Thursday, November 02, 2006

Step 11

I am baking pumpkin bread and watching election predictions on MSNBC. It looks like Kinky is really trailing in the polls, big wonder. He may split off a bit of the Texas vote, however, which can be problematic for other candidates. Perhaps he'll make a statement win or lose. What does this have to do with Step 11? Probably nothing.

I went to a meeting yesterday where the topic was the 11th Step . Step 11: Sought through prayer and meditation to improve our conscious contact with God as we understood Him, praying only for His will for us and the power to carry that out.

One member commented that he spent a lot of time praying while on his treadmill. The next member, a newcomer, said, "Well, I spent a lot of time on my treadmill, too. Unfortunately, I don't have one." Of course, he was referring to his treadmill mind, the squirrel cage, the committee, however you may refer to that interesting chatter our brains provide free day after day.

I don't know about you, but some nights when I lie down to sleep, the chatter in my brain forces me to get up and decompress somehow before I go back to bed. I always thought it was because I was a night owl, but lately I've been wondering. How in heck have I stayed sober almost 22 years when my brain tells me so frequently what a flawed person I am? I have run on self will much of my recovery and it's really hitting me that it's time to make a change. I guess it's back to that thing called sponsorship and working with one, not just being one. My sponsor has been 1500 miles away for about six years and I think it's time I find a local one.

I shared with a woman with 37 years yesterday after the meeting about the kind of day I'd had on Wednesday, complete with quotes. She really chewed me out, giving me an earful about how badly I need gratitude in my life and why there's no excuse, especially given the miracles that have occurred in the past eighteen months with near death then a transplant, to be anything but grateful. She told me to write a gratitude list each day, not just to write one and forget it. She dished out a bowl of tough love and it really gave me something to chew on.

When our elder statesmen and women came into the rooms, they received tough love. When I got here, things weren't quite so tough. I have a theory that we've "untoughened" our program because we take it for granted. In the early days, there were few recovered alcoholics and few meetings, so early members seemed to need each other more than we do today. They clung together like men and women in a lifeboat.

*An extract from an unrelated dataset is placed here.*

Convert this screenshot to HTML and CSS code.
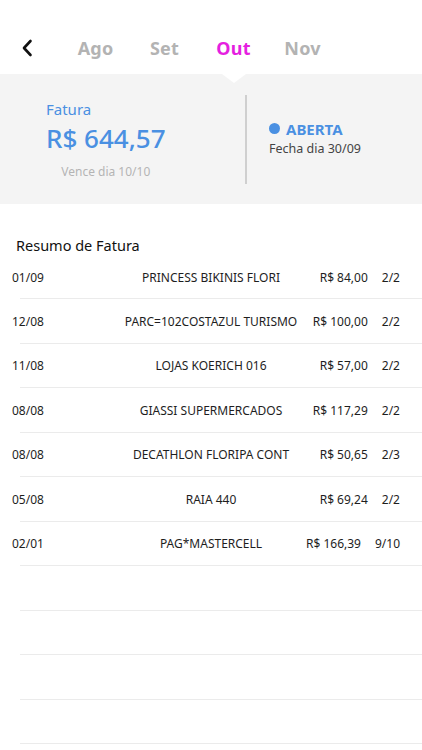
FILE: index.html
```html
<!DOCTYPE html>
<html lang="pt-BR">
<head>
<meta charset="utf-8">
<link rel="stylesheet" href="styles.css">
</head>
<body>
<div class="screen">
  <header class="topbar">
    <span class="back">
      <svg width="12" height="18" viewBox="0 0 12 18"><path d="M9.5 2 L3 9 L9.5 16" fill="none" stroke="#111" stroke-width="2.6" stroke-linecap="round" stroke-linejoin="round"/></svg>
    </span>
    <nav class="months">
      <span class="month">Ago</span>
      <span class="month">Set</span>
      <span class="month active">Out</span>
      <span class="month">Nov</span>
    </nav>
  </header>
  <section class="summary">
    <div class="left">
      <div class="invoice">
        <span class="label">Fatura</span>
        <span class="amount">R$ 644,57</span>
        <span class="due">Vence dia 10/10</span>
      </div>
    </div>
    <div class="divider"></div>
    <div class="right">
      <div class="status"><span class="dot"></span>ABERTA</div>
      <div class="closes">Fecha dia 30/09</div>
    </div>
  </section>
  <h2 class="title">Resumo de Fatura</h2>
  <ul class="list">
    <li class="row"><span class="date">01/09</span><span class="desc">PRINCESS BIKINIS FLORI</span><span class="val"><span>R$ 84,00</span><span>2/2</span></span></li>
    <li class="row"><span class="date">12/08</span><span class="desc">PARC=102COSTAZUL TURISMO</span><span class="val"><span>R$ 100,00</span><span>2/2</span></span></li>
    <li class="row"><span class="date">11/08</span><span class="desc">LOJAS KOERICH 016</span><span class="val"><span>R$ 57,00</span><span>2/2</span></span></li>
    <li class="row"><span class="date">08/08</span><span class="desc">GIASSI SUPERMERCADOS</span><span class="val"><span>R$ 117,29</span><span>2/2</span></span></li>
    <li class="row"><span class="date">08/08</span><span class="desc">DECATHLON FLORIPA CONT</span><span class="val"><span>R$ 50,65</span><span>2/3</span></span></li>
    <li class="row"><span class="date">05/08</span><span class="desc">RAIA 440</span><span class="val"><span>R$ 69,24</span><span>2/2</span></span></li>
    <li class="row"><span class="date">02/01</span><span class="desc">PAG*MASTERCELL</span><span class="val"><span>R$ 166,39</span><span>9/10</span></span></li>
    <li class="row empty"></li>
    <li class="row empty"></li>
    <li class="row empty"></li>
    <li class="row empty"></li>
  </ul>
</div>
</body>
</html>
```
FILE: styles.css
```css
* { box-sizing: border-box; }
html, body { margin: 0; padding: 0; background: #fff; }
body { font-family: "Noto Sans", "DejaVu Sans", sans-serif; color: #222; }
.screen { width: 422px; height: 750px; overflow: hidden; }

.topbar { height: 74px; display: flex; align-items: center; padding: 22px 0 0 21px; }
.back { width: 40px; display: flex; align-items: center; }
.back svg { display: block; }
.months { display: flex; }
.month { width: 69px; text-align: center; font-size: 18px; font-weight: 700; color: #b3b3b3; letter-spacing: 0.2px; }
.month.active { color: #e51fe0; }

.summary { position: relative; height: 130px; background: #f4f4f4; display: flex; align-items: center; }
.summary::before { content: ""; position: absolute; top: 0; left: 222px; border-left: 12px solid transparent; border-right: 12px solid transparent; border-top: 9px solid #fff; }
.left { width: 245px; padding-left: 46px; }
.invoice { display: inline-flex; flex-direction: column; align-items: center; }
.label { align-self: flex-start; font-size: 15px; color: #4a90e2; line-height: 20px; }
.amount { font-size: 26px; font-weight: 500; color: #4a90e2; line-height: 36px; margin-top: 1px; }
.due { font-size: 12px; color: #b4b4b4; line-height: 18px; margin-top: 7px; }
.divider { width: 2px; height: 89px; background: #cfcfcf; }
.right { padding-left: 22px; margin-top: -2px; }
.status { display: flex; align-items: center; font-size: 15px; font-weight: 700; color: #4a90e2; line-height: 20px; }
.dot { width: 11px; height: 11px; border-radius: 50%; background: #4a90e2; margin-right: 6px; }
.closes { font-size: 12.5px; color: #444; line-height: 18px; margin-top: 1px; }

.title { margin: 0; padding: 31px 0 0 16px; font-size: 14.5px; font-weight: 400; color: #111; line-height: 20px; }
.list { list-style: none; margin: 0; padding: 0; }
.row { height: 44.5px; display: grid; grid-template-columns: 1fr auto 1fr; align-items: center; padding: 0 12px; position: relative; font-size: 12px; color: #1e1e1e; }
.row::after { content: ""; position: absolute; left: 20px; right: 0; bottom: 0; height: 1px; background: #ebebeb; }
.row:first-child { height: 44px; }
.date { justify-self: start; }
.desc { text-align: center; white-space: nowrap; }
.val { justify-self: end; display: flex; gap: 14px; white-space: nowrap; margin-right: 10px; }
```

Maybe it's the push by treatment centers to offer a kindler, gentler AA. Maybe it's all the psychobabble we hear spouted so frequently in meetings: "I came from a dysfunctional family," etc. But I can't imagine, for example, people coming into an early AA meeting and identifying as an addict/alcoholic. They would have been set straight pretty quickly. I'm not judging, because the softer, gentler program I received when I came into the rooms kept me here when tough love might not have. I'm just saying it's easy for me to get caught up in stinking thinking such as self-pity. Thank God there's still other members not afraid to tell me what I need to hear, not what I want to.

So I'm clean another day, the dogs are having a great day and the pumpkin bread, I hope, will be edible by humans, at least. The dogs, however, hovering near the kitchen, have other wishes. Until tomorrow, take it one day at a time.

4 comments:

Anonymous said...

Sounds to me like you are experiencing another spiritual awakening....a growth "spurt"...without question.

twodogsblogging said...

Here is a tip. If the former owner of your home tells you the smaller of your two ovens doesn't work, take his word for it. It heated up, so hey, I used it. It burned the top and bottom of the pumpkin bread so the dogs are having a field day. :(

Anonymous said...

Sounds VERY promising. I find a LOT of the things people say in meetings are often the complete opposite of the AA programme in the basic text. Rather than analysing how it got to be that way, I just try to be helpful and refer to the real aa suggestions from the big book. I always say, 'if you want to hide something from an alcoholic, put it in the big book!' Because it is, sadly very true.

Anonymous said...

Sounds VERY promising. I find a LOT of the things people say in meetings are often the complete opposite of the AA programme in the basic text. Rather than analysing how it got to be that way, I just try to be helpful and refer to the real aa suggestions from the big book. I always say, 'if you want to hide something from an alcoholic, put it in the big book!' Because it is, sadly very true.